[Until this opinion appears in the Ohio Official Reports advance sheets, it may be cited as State ex rel. Brown v. Sackett, Slip Opinion No. 2025-Ohio-2080.]
NOTICE
This slip opinion is subject to formal revision before it is published in an advance sheet of the Ohio Official Reports. Readers are requested to promptly notify the Reporter of Decisions, Supreme Court of Ohio, 65 South Front Street, Columbus, Ohio 43215, of any typographical or other formal errors in the opinion, in order that corrections may be made before the opinion is published.
SLIP OPINION NO. 2025-OHIO-2080 THE STATE EX REL. BROWN v. SACKETT. [Until this opinion appears in the Ohio Official Reports advance sheets, it may be cited as State ex rel. Brown v. Sackett, Slip Opinion No. 2025-Ohio-2080.]

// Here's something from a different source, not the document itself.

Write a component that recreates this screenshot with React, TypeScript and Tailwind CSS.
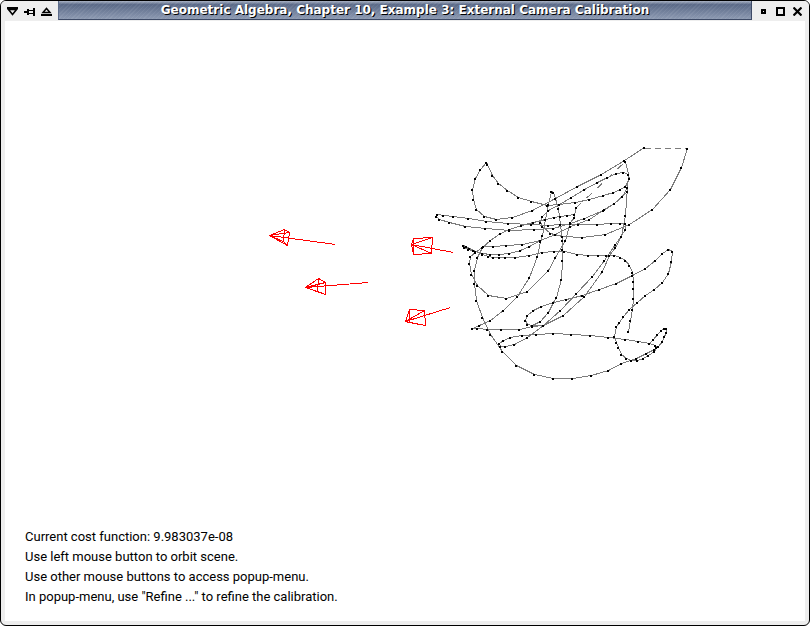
type Point = [number, number];

const curves: Point[][] = [
  [
    [644, 148], [624, 161], [601, 175], [577, 187], [555, 199], [532, 211], [512, 218], [496, 220],
    [484, 217], [476, 210], [473, 200], [472, 190], [475, 179], [480, 170], [486, 163], [487, 165],
    [492, 176], [498, 184], [507, 191], [518, 198], [531, 202], [547, 206], [559, 205], [575, 203],
    [589, 200], [603, 196], [613, 193], [620, 190], [625, 187], [629, 179], [628, 175], [623, 173],
    [616, 174], [607, 178], [597, 183], [584, 190], [571, 198], [559, 205], [548, 211], [542, 217],
    [540, 223], [542, 227], [550, 234], [562, 237], [582, 238], [605, 235], [629, 225], [652, 210],
    [670, 190], [681, 168], [687, 149],
  ],
  [
    [625, 162], [628, 175], [627, 188], [625, 216], [621, 237], [615, 248], [609, 256], [602, 272],
    [584, 297], [563, 316], [543, 326], [532, 326], [527, 325], [525, 321], [527, 316], [533, 311],
    [541, 307], [553, 303], [566, 300], [582, 296], [599, 290], [616, 284], [632, 276], [645, 269],
    [655, 261], [662, 254], [668, 250], [672, 252], [671, 262], [668, 274], [662, 283], [654, 290],
    [645, 296], [637, 303], [629, 310], [623, 317], [619, 323], [616, 327], [614, 337], [616, 343],
    [618, 348], [621, 355], [626, 359], [631, 361], [637, 361], [643, 359], [648, 356], [654, 352],
    [656, 348], [655, 346], [649, 344], [638, 342], [625, 340], [608, 338], [590, 336], [571, 335],
    [553, 334], [536, 335], [522, 336], [510, 338], [503, 341], [499, 344], [500, 347], [505, 347],
    [514, 345], [527, 338], [543, 326], [560, 311], [576, 294], [592, 277], [604, 261], [615, 245],
    [625, 230], [625, 224], [620, 224], [611, 224], [597, 225], [578, 225], [560, 225], [548, 226],
    [531, 225], [508, 224], [486, 222], [468, 219], [453, 217], [443, 216], [437, 215], [436, 217],
    [439, 220], [449, 223], [465, 227], [485, 229], [509, 231], [534, 230], [553, 229], [570, 224],
    [584, 219], [603, 211], [614, 204], [622, 197], [627, 188],
  ],
  [
    [627, 192], [614, 204], [604, 210], [589, 220], [570, 227], [555, 235], [540, 241], [529, 247],
    [520, 251], [509, 254], [499, 255], [490, 255], [482, 254], [473, 251], [469, 249], [466, 247],
    [463, 246], [464, 248], [468, 250], [475, 252], [482, 255], [488, 257], [493, 258], [499, 258],
    [505, 258], [515, 258], [529, 256], [542, 253], [554, 252], [564, 252], [577, 255], [588, 256],
    [598, 256], [606, 256], [614, 256], [620, 258], [625, 261], [629, 266], [632, 273], [633, 282],
    [633, 289], [633, 299], [632, 310], [630, 321], [628, 332],
  ],
  [
    [555, 235], [540, 241], [522, 245], [506, 246], [493, 247], [483, 247], [475, 253], [470, 257],
    [469, 264], [471, 275], [477, 286], [488, 296], [506, 299], [527, 292], [548, 271], [555, 258],
    [565, 241], [570, 223], [574, 218], [574, 215], [567, 216], [560, 217], [554, 218], [545, 220],
    [533, 223], [521, 226], [509, 230], [500, 234], [490, 241], [482, 248], [477, 258], [474, 271],
    [474, 284], [476, 301], [482, 318], [490, 335], [502, 352], [516, 366], [534, 375], [553, 379],
    [572, 379], [591, 376], [608, 371], [621, 364], [636, 359], [646, 354], [654, 350], [658, 347],
    [662, 342], [664, 337], [666, 333], [666, 329], [664, 329], [661, 331], [657, 335], [653, 340],
    [649, 344],
  ],
  [
    [532, 326], [540, 322], [548, 313], [553, 303], [556, 298], [561, 280], [562, 261], [562, 250],
    [562, 241], [560, 225], [558, 209], [553, 193], [551, 192], [548, 205], [545, 220], [542, 236],
    [540, 242], [537, 257], [529, 278], [517, 297], [503, 311], [490, 321], [479, 326], [472, 329],
    [477, 329], [487, 330], [501, 330], [519, 330], [532, 327], [543, 326],
  ],
  [[574, 215], [576, 208]],
];

type Camera = { apex: Point; frame: Point[]; target: Point };

const cameras: Camera[] = [
  { apex: [269, 235], frame: [[284, 229], [289, 232], [287, 245], [283, 241]], target: [335, 244] },
  { apex: [305, 287], frame: [[318, 278], [325, 282], [325, 294], [317, 291]], target: [368, 282] },
  { apex: [411, 244], frame: [[413, 238], [432, 237], [431, 253], [413, 254]], target: [453, 252] },
  { apex: [405, 321], frame: [[409, 309], [424, 310], [425, 325], [409, 322]], target: [450, 307] },
];

const messages = [
  "Current cost function: 9.983037e-08",
  "Use left mouse button to orbit scene.",
  "Use other mouse buttons to access popup-menu.",
  'In popup-menu, use "Refine ..." to refine the calibration.',
];

const toPoints = (points: Point[]) => points.map((p) => p.join(",")).join(" ");

function Scene() {
  return (
    <svg viewBox="5 21 800 480" className="block h-auto w-full" role="img" aria-label="Calibration scene">
      <g fill="none" strokeWidth="1" shapeRendering="crispEdges">
        <g stroke="#7c7c7c" transform="translate(0.5 -0.5)">
          {curves.map((curve, i) => (
            <polyline key={i} points={toPoints(curve)} />
          ))}
          <path d="M644 149H687" strokeDasharray="6 4" />
          <path d="M576 208L625 162" strokeDasharray="7 7" />
        </g>
        <g stroke="#ff0000" transform="translate(0.5 0.5)">
          {cameras.map(({ apex, frame, target }, i) => (
            <g key={i}>
              <polygon points={toPoints(frame)} />
              {frame.map((corner, j) => (
                <polyline key={j} points={toPoints([apex, corner])} />
              ))}
              <polyline points={toPoints([apex, target])} />
            </g>
          ))}
        </g>
      </g>
      <g fill="#000000" shapeRendering="crispEdges">
        {curves.flat().map(([x, y], i) => (
          <rect key={i} x={x - 1} y={y - 1} width="2" height="2" />
        ))}
      </g>
    </svg>
  );
}

const buttonClass = "flex h-4 w-4 items-center justify-center";

function TitleBar() {
  return (
    <header className="flex h-5 shrink-0 bg-[#eeeeee]">
      <div className="flex w-[57px] items-center gap-px pt-px pl-[3px]">
        <button type="button" aria-label="Window menu" className={buttonClass}>
          <svg width="11" height="9" viewBox="0 0 11 9">
            <path d="M0 0H11V2H0Z" shapeRendering="crispEdges" />
            <path d="M1.500 2.500H9.500L5.500 7.500Z" fill="none" stroke="#000" strokeWidth="1.600" />
          </svg>
        </button>
        <button type="button" aria-label="Stick window" className={buttonClass}>
          <svg width="11" height="8" viewBox="0 0 11 8" shapeRendering="crispEdges">
            <path d="M0 3H4V5H0ZM3 1H5V7H3ZM5 2H9V3H5ZM5 5H9V6H5ZM9 0H11V8H9Z" />
          </svg>
        </button>
        <button type="button" aria-label="Shade window" className={buttonClass}>
          <svg width="11" height="9" viewBox="0 0 11 9">
            <path d="M0 7H11V9H0Z" shapeRendering="crispEdges" />
            <path d="M2 5.500H9L5.500 1.500Z" fill="none" stroke="#000" strokeWidth="1.500" />
          </svg>
        </button>
      </div>
      <div className="mb-px min-w-0 flex-1 border-r border-b border-l border-[#3d4a66] border-l-[#5c6b8a] bg-linear-to-b from-[#a9b2c4] via-[#5b6a88] via-20% to-[#8d9ab2]">
        <h1 className="truncate bg-[repeating-linear-gradient(135deg,#ffffff10_0px,#ffffff10_1px,#00000000_1px,#00000000_3px)] pt-px text-center font-['DejaVu_Sans',sans-serif] text-[12px] leading-[17px] font-bold text-white [text-shadow:1px_1px_0_#000]">
          Geometric Algebra, Chapter 10, Example 3: External Camera Calibration
        </h1>
      </div>
      <div className="flex w-[57px] items-center gap-px pt-px pl-[3px]">
        <button type="button" aria-label="Minimize" className={buttonClass}>
          <svg width="5" height="5" viewBox="0 0 5 5" shapeRendering="crispEdges">
            <path d="M0 0H5V5H0ZM2 2V3H3V2Z" fillRule="evenodd" />
          </svg>
        </button>
        <button type="button" aria-label="Maximize" className={buttonClass}>
          <svg width="9" height="9" viewBox="0 0 9 9" shapeRendering="crispEdges">
            <path d="M0 0H9V9H0ZM2 2V7H7V2Z" fillRule="evenodd" />
          </svg>
        </button>
        <button type="button" aria-label="Close" className={buttonClass}>
          <svg width="9" height="9" viewBox="0 0 9 9">
            <path d="M0.500 0.500L8.500 8.500M8.500 0.500L0.500 8.500" stroke="#000" strokeWidth="2.200" />
          </svg>
        </button>
      </div>
    </header>
  );
}

export default function App() {
  return (
    <div className="min-h-screen bg-white">
      <div className="flex min-h-screen flex-col overflow-hidden rounded-md border border-black bg-[#eeeeee]">
        <TitleBar />
        <main className="mx-1 mb-1 flex flex-1 flex-col bg-white">
          <Scene />
          <div className="mt-auto px-5 pb-3.5 font-[Roboto,Arial,sans-serif] text-[13px] leading-5 text-black">
            {messages.map((message) => (
              <p key={message}>{message}</p>
            ))}
          </div>
        </main>
      </div>
    </div>
  );
}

Mandamus—Public-records requests—Inmate's request that warden's secretary be compelled to give him access to media report regarding an alleged assault against him and to any video footage of it denied because inmate presents no evidence refuting secretary's assertion that no such report or footage exists—Inmate's request that warden's secretary be compelled to provide him with a copy of contract he requested granted contingent on inmate's payment of costs of copying and postage—Inmate awarded $1,000 in statutory damages for secretary's failure to comply with her duty to make contract available at cost and within a reasonable period of time. (No. 2024-0730—Submitted March 11, 2025—Decided June 17, 2025.)
IN MANDAMUS.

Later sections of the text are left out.